マーケティング領域におけるVRの活用法としては、VRコンテンツへのプロダクトプレイスメントや、製品開発の擬似体験などが考えられます。まずは、インターネットが登場した時と同様に、VRに関する機材を購入して、マーケター自身が体験し、長いこと議論することがスタート地点となるでしょう。
一方、AIはどうでしょうか。AIは、コンピュータがすべてを行ってくれるように考えている人が多いかも知れませんが、基礎となるデータ分析と最適なモデルの設計には、実は人の力が必要です。こちらはマーケティングの組織で、ようやくデータ分析・科学的なマーケティングに取り組み始めたばかりであり、まだ先は長いように思えます。
テレビ広告のこれから、に関する自由な議論
アメリカらしいマーケティングのセッションにも参加してみました。3月13日の「SSaaS: Sport Sponsorship as a Service」です。アメリカでは、そのチャンネルの多さから、テレビの視聴者数が一般的には低いと言われています。
しかしスポーツに関しては、NFLのスーパーボウルのように視聴者数が多いものがあります。今までは、スポーツをテレビ中継し、その合間にテレビCMを差し込むことでマネタイズするモデルでした。セッションでは、このモデルを見直してみてはどうかという提案がなされていました。
例えば、広告を、今のような「差し込み型」ではなく、試合中継中の情報提供時に流すという考えや、「試合丸ごと」を中継するのではなく「○○選手のシーンだけ」といった部分編成もあり得るのか…といった議論がなされました。
このような自由な議論は、日本のテレビ広告にとっても参考になると思います。テレビは「死ぬ」わけではなく、テレビの広告もインターネットの広告も今後も残っていくはずで、それぞれの良さをさらに進化させるべきなのでしょうから。

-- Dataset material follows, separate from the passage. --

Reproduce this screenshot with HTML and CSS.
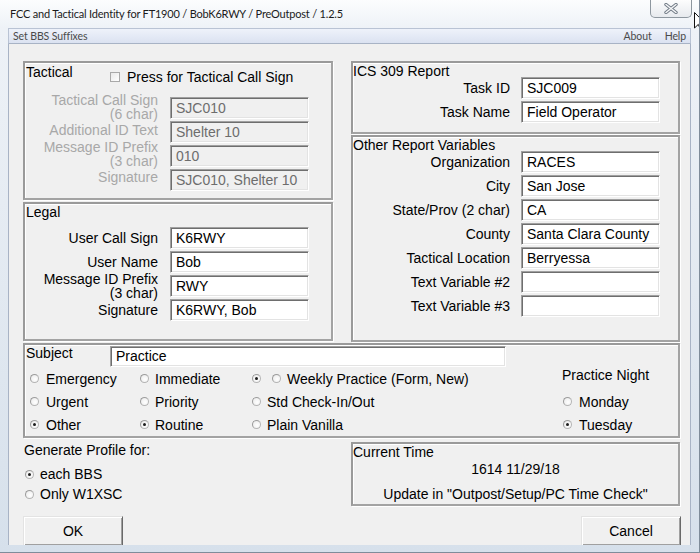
FILE: index.html
```html
<!DOCTYPE html>
<html>
<head>
<meta charset="utf-8">
<title>FCC and Tactical Identity</title>
<link rel="stylesheet" href="styles.css">
</head>
<body>
<div class="window">
  <div class="titlebar">
    <span class="title">FCC and Tactical Identity for FT1900 / BobK6RWY / PreOutpost / 1.2.5</span>
    <div class="close">
      <svg width="14" height="11" viewBox="0 0 14 11">
        <path d="M2 1.5 L12 9.5 M12 1.5 L2 9.5" stroke="#707a85" stroke-width="3.4" stroke-linecap="round"/>
        <path d="M2 1.5 L12 9.5 M12 1.5 L2 9.5" stroke="#f6f7f8" stroke-width="1.5" stroke-linecap="round"/>
      </svg>
    </div>
  </div>
  <div class="body">
    <div class="menubar">
      <span class="menu">Set BBS Suffixes</span>
      <span class="menu push">About</span>
      <span class="menu">Help</span>
    </div>
    <div class="client">
      <div class="top">
        <div class="col">
          <div class="frame tactical">
            <div class="head head-tac">
              <span class="ftitle tac-title">Tactical</span>
              <label class="check"><span class="cb"></span>Press for Tactical Call Sign</label>
            </div>
            <div class="grid">
              <div class="lbl dis-lbl t1">Tactical Call Sign<br>(6 char)</div>
              <div class="tb dis">SJC010</div>
              <div class="lbl dis-lbl t2">Additional ID Text</div>
              <div class="tb dis">Shelter 10</div>
              <div class="lbl dis-lbl t3">Message ID Prefix<br>(3 char)</div>
              <div class="tb dis">010</div>
              <div class="lbl dis-lbl t4">Signature</div>
              <div class="tb dis">SJC010, Shelter 10</div>
            </div>
          </div>
          <div class="frame legal">
            <div class="head head-legal"><span class="ftitle">Legal</span></div>
            <div class="grid">
              <div class="lbl">User Call Sign</div>
              <div class="tb">K6RWY</div>
              <div class="lbl">User Name</div>
              <div class="tb">Bob</div>
              <div class="lbl">Message ID Prefix<br>(3 char)</div>
              <div class="tb">RWY</div>
              <div class="lbl">Signature</div>
              <div class="tb">K6RWY, Bob</div>
            </div>
          </div>
        </div>
        <div class="col">
          <div class="frame ics">
            <div class="rtitle">ICS 309 Report</div>
            <div class="grid rgrid">
              <div class="lbl">Task ID</div>
              <div class="tb">SJC009</div>
              <div class="lbl">Task Name</div>
              <div class="tb">Field Operator</div>
            </div>
          </div>
          <div class="frame other">
            <div class="rtitle">Other Report Variables</div>
            <div class="grid rgrid">
              <div class="lbl">Organization</div>
              <div class="tb">RACES</div>
              <div class="lbl">City</div>
              <div class="tb">San Jose</div>
              <div class="lbl">State/Prov (2 char)</div>
              <div class="tb">CA</div>
              <div class="lbl">County</div>
              <div class="tb">Santa Clara County</div>
              <div class="lbl">Tactical Location</div>
              <div class="tb">Berryessa</div>
              <div class="lbl">Text Variable #2</div>
              <div class="tb"></div>
              <div class="lbl">Text Variable #3</div>
              <div class="tb"></div>
            </div>
          </div>
        </div>
      </div>

      <div class="frame subject">
        <div class="subj-head">
          <span class="ftitle subj-title">Subject</span>
          <div class="tb subj-tb">Practice</div>
        </div>
        <div class="radios">
          <div class="rcol c1">
            <div class="ritem"><span class="rb"></span>Emergency</div>
            <div class="ritem"><span class="rb"></span>Urgent</div>
            <div class="ritem"><span class="rb on"></span>Other</div>
          </div>
          <div class="rcol c2">
            <div class="ritem"><span class="rb"></span>Immediate</div>
            <div class="ritem"><span class="rb"></span>Priority</div>
            <div class="ritem"><span class="rb on"></span>Routine</div>
          </div>
          <div class="rcol c3">
            <div class="ritem"><span class="rb on rb-wide"></span><span class="rb"></span>Weekly Practice (Form, New)</div>
            <div class="ritem"><span class="rb"></span>Std Check-In/Out</div>
            <div class="ritem"><span class="rb"></span>Plain Vanilla</div>
          </div>
          <div class="rcol c4">
            <div class="ritem pn-title">Practice Night</div>
            <div class="ritem"><span class="rb"></span>Monday</div>
            <div class="ritem"><span class="rb on"></span>Tuesday</div>
          </div>
        </div>
      </div>

      <div class="bottom">
        <div class="profile">
          <div class="gen-title">Generate Profile for:</div>
          <div class="gen-list">
            <div class="gitem"><span class="rb on"></span>each BBS</div>
            <div class="gitem"><span class="rb"></span>Only W1XSC</div>
          </div>
        </div>
        <div class="frame timebox">
          <div class="time-title">Current Time</div>
          <div class="time-now">1614 11/29/18</div>
          <div class="time-note">Update in "Outpost/Setup/PC Time Check"</div>
        </div>
      </div>

      <div class="buttons">
        <div class="btn">OK</div>
        <div class="btn">Cancel</div>
      </div>
    </div>
  </div>
  <svg class="cursor" width="12" height="20" viewBox="0 0 12 20">
    <path d="M0.5 0.5 L0.5 16 L4.3 12.4 L6.8 18.4 L9 17.5 L6.6 11.6 L11.4 11.6 Z" fill="#ffffff" stroke="#111111" stroke-width="1"/>
  </svg>
</div>
</body>
</html>
```

FILE: styles.css
```css
* {
  box-sizing: border-box;
}

html,
body {
  margin: 0;
  padding: 0;
}

body {
  width: 700px;
  height: 553px;
  overflow: hidden;
  background: #ffffff;
  font-family: "Liberation Sans", Arial, sans-serif;
  font-size: 14px;
  color: #000;
}

.window {
  position: relative;
  width: 700px;
  height: 553px;
  display: flex;
  flex-direction: column;
  overflow: hidden;
  background: linear-gradient(to bottom, #fcfdfe 0px, #eef2f7 28px, #d6e0eb 100%);
  border-right: 1px solid #7f8c9a;
  border-bottom: 1px solid #7f8c9a;
}

.cursor {
  position: absolute;
  left: 694px;
  top: 12px;
}

/* ---------- title bar ---------- */
.titlebar {
  height: 28px;
  flex: none;
  display: flex;
  align-items: flex-start;
}

.title {
  font-family: Lato, "Noto Sans", sans-serif;
  font-size: 11px;
  letter-spacing: -0.2px;
  line-height: 16px;
  margin: 6px 0 0 10px;
  color: #1b1b1b;
  white-space: nowrap;
}

.close {
  margin-left: auto;
  margin-right: 7px;
  width: 42px;
  height: 18px;
  border: 1px solid #8e979f;
  border-top: none;
  border-radius: 0 0 5px 5px;
  background: linear-gradient(#fdfdfd, #e7eaee);
  display: flex;
  align-items: center;
  justify-content: center;
}

/* ---------- window body ---------- */
.body {
  flex: 1;
  display: flex;
  flex-direction: column;
  margin: 0 8px 7px 8px;
  min-height: 0;
}

.menubar {
  height: 16px;
  flex: none;
  display: flex;
  align-items: center;
  padding: 0 4px 0 4px;
  background: linear-gradient(#eef2fa, #dbe2f1);
  border: 1px solid #b9c3d4;
  border-bottom-color: #a8b3c5;
  font-family: Lato, "Noto Sans", sans-serif;
  font-size: 10.5px;
  letter-spacing: -0.1px;
  color: #4a4a4a;
}

.menu {
  white-space: nowrap;
}

.menu.push {
  margin-left: auto;
  margin-right: 13px;
}

.client {
  flex: 1;
  min-height: 0;
  overflow: hidden;
  background: #f0f0f0;
  border-left: 1px solid #a8b3c5;
  border-right: 1px solid #a8b3c5;
  padding: 17px 0 0 14px;
}

/* ---------- frames ---------- */
.top,
.bottom {
  display: grid;
  grid-template-columns: 310px 329px;
  column-gap: 18px;
}

.col {
  display: flex;
  flex-direction: column;
}

.frame {
  border: 2px solid #a3a3a3;
  border-top-color: #9a9a9a;
  border-left-color: #9a9a9a;
  box-shadow: inset 1px 1px 0 #ffffff, 1px 1px 0 #ffffff;
}

.tactical {
  height: 139px;
}

.legal {
  height: 139px;
  margin-top: 2px;
}

.ics {
  height: 73px;
}

.other {
  height: 207px;
  margin-top: 1px;
}

.head {
  display: flex;
  align-items: flex-start;
}

.head-tac {
  height: 34px;
}

.head-legal {
  height: 23px;
}

.ftitle {
  line-height: 16px;
  margin-left: 1px;
  white-space: nowrap;
}

.tac-title {
  flex: 0 0 84px;
  margin-top: 1px;
}

.check {
  display: flex;
  align-items: center;
  margin-top: 6px;
  line-height: 16px;
  white-space: nowrap;
}

.cb {
  width: 10px;
  height: 10px;
  margin-right: 7px;
  border: 1px solid #a9a9a9;
  background: linear-gradient(135deg, #e9e9e9, #ffffff);
}

.rtitle {
  line-height: 14px;
  height: 14px;
  padding-top: 1px;
  white-space: nowrap;
}

.grid {
  display: grid;
  grid-template-columns: 133px 139px;
  column-gap: 12px;
  row-gap: 2px;
  grid-auto-rows: 22px;
}

.rgrid {
  grid-template-columns: 157px 139px;
  column-gap: 11px;
}

.lbl {
  text-align: right;
  line-height: 14px;
  align-self: center;
  white-space: nowrap;
}

/* tactical labels sit tighter than the rows, as in the original dialog */
.t1,
.t2,
.t3,
.t4 {
  align-self: start;
}

.t1 {
  margin-top: -4px;
}

.t2 {
  margin-top: 2px;
}

.t3 {
  margin-top: -5px;
}

.t4 {
  margin-top: 1px;
}

.dis-lbl {
  color: #a8a8a8;
}

.tb {
  height: 22px;
  border: 1px solid;
  border-color: #a0a0a0 #ffffff #ffffff #a0a0a0;
  box-shadow: inset 1px 1px 0 #6e6e6e, inset -1px -1px 0 #e3e3e3;
  background: #ffffff;
  padding-left: 5px;
  line-height: 20px;
  white-space: nowrap;
  overflow: hidden;
}

.tb.dis {
  background: #f0f0f0;
  color: #6d6d6d;
}

/* ---------- subject ---------- */
.subject {
  height: 95px;
  margin-top: 1px;
  width: 657px;
}

.subj-head {
  display: flex;
  align-items: flex-start;
  height: 22px;
}

.subj-title {
  flex: 0 0 84px;
}

.subj-tb {
  width: 396px;
  height: 21px;
  margin-top: 1px;
  line-height: 19px;
}

.radios {
  display: flex;
  padding-left: 5px;
}

.rcol {
  display: flex;
  flex-direction: column;
}

.c1 {
  width: 110px;
}

.c2 {
  width: 112px;
}

.c3 {
  width: 310px;
}

.c4 {
  width: 110px;
}

.ritem {
  height: 23px;
  display: flex;
  align-items: center;
  white-space: nowrap;
}

.pn-title {
  align-items: flex-start;
  line-height: 16px;
}

.c4 .ritem .rb {
  margin-left: 1px;
}

.rb {
  flex: none;
  position: relative;
  width: 9px;
  height: 9px;
  margin-right: 7px;
  border-radius: 50%;
  border: 1px solid #b4b4b4;
  border-top-color: #9c9c9c;
  border-left-color: #9c9c9c;
  background: radial-gradient(circle at 60% 60%, #ffffff 0%, #f4f4f4 50%, #e2e2e2 100%);
}

.rb.on::after {
  content: "";
  position: absolute;
  left: 2px;
  top: 2px;
  width: 3px;
  height: 3px;
  border-radius: 50%;
  background: #1c1c1c;
}

.rb-wide {
  margin-right: 11px;
}

.c2 .rb {
  margin-right: 6px;
}

.c3 .rb {
  margin-right: 6px;
}

.c3 .rb.rb-wide {
  margin-right: 11px;
}

/* ---------- bottom ---------- */
.bottom {
  margin-top: 4px;
}

.gen-title {
  line-height: 16px;
  margin-left: 1px;
}

.gen-list {
  margin-top: 6px;
  padding-left: 2px;
}

.gitem {
  height: 20px;
  display: flex;
  align-items: center;
  white-space: nowrap;
}

.gitem .rb {
  margin-right: 6px;
}

.timebox {
  height: 64px;
}

.time-title {
  line-height: 16px;
}

.time-now {
  line-height: 16px;
  margin-top: 1px;
  text-align: center;
}

.time-note {
  line-height: 16px;
  margin-top: 9px;
  text-align: center;
}

.buttons {
  display: flex;
  justify-content: space-between;
  width: 658px;
  margin-top: 10px;
}

.btn {
  width: 100px;
  height: 30px;
  display: flex;
  align-items: center;
  justify-content: center;
  background: #f0f0f0;
  border: 1px solid;
  border-color: #e3e3e3 #696969 #696969 #e3e3e3;
  box-shadow: inset 1px 1px 0 #ffffff, inset -1px -1px 0 #a0a0a0;
}
```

そうそう、最後に映像の魅力について、3月16日の「Let’s Watch A Grown Man Eat Chicken For An Hour」というセッションが参考になるので、ご紹介します。実はこのセッション、「トロントでチキンを一羽食べる」という映像を見ながら進行する、面白いセッションでした。
その中で、日本のMiniature Spacesさんによる「Mini Food deep-fried chicken 春巻きの皮のお皿と鳥の唐揚げ」という動画が紹介されました。人はなぜ、動画を見たいのか。それは見たことがないものを見たいからだという結論なのですが、その一つのサンプルとして、この動画が紹介されました。こんなの広告主はつくれないじゃないかという話になりますが、じつはKFCが、Wieden+Kennedyと組んでつくった動画があります。
ASMR(Autonomous Sensory Meridian Response:視覚・聴覚への刺激によって脳が心地良さを感じる現象)動画のひとつで、極めて小さな声でささやくように話すことで、視聴者が思わず引きつけられる効果を出しています。
このようにSXSWでは、概念的なことから、実際のCMの話まで、実に多岐にわたるセッションが展開されていました。
最後にひとつ、日本人の活躍について。インタラクティブイノベーションアワードの「STUDENT INNOVATION」で、BionicMという東大のチームが受賞しました。東大で客員教授を務めている私としては、非常に感動するシーンに立ち会えたことも付け加えておきます。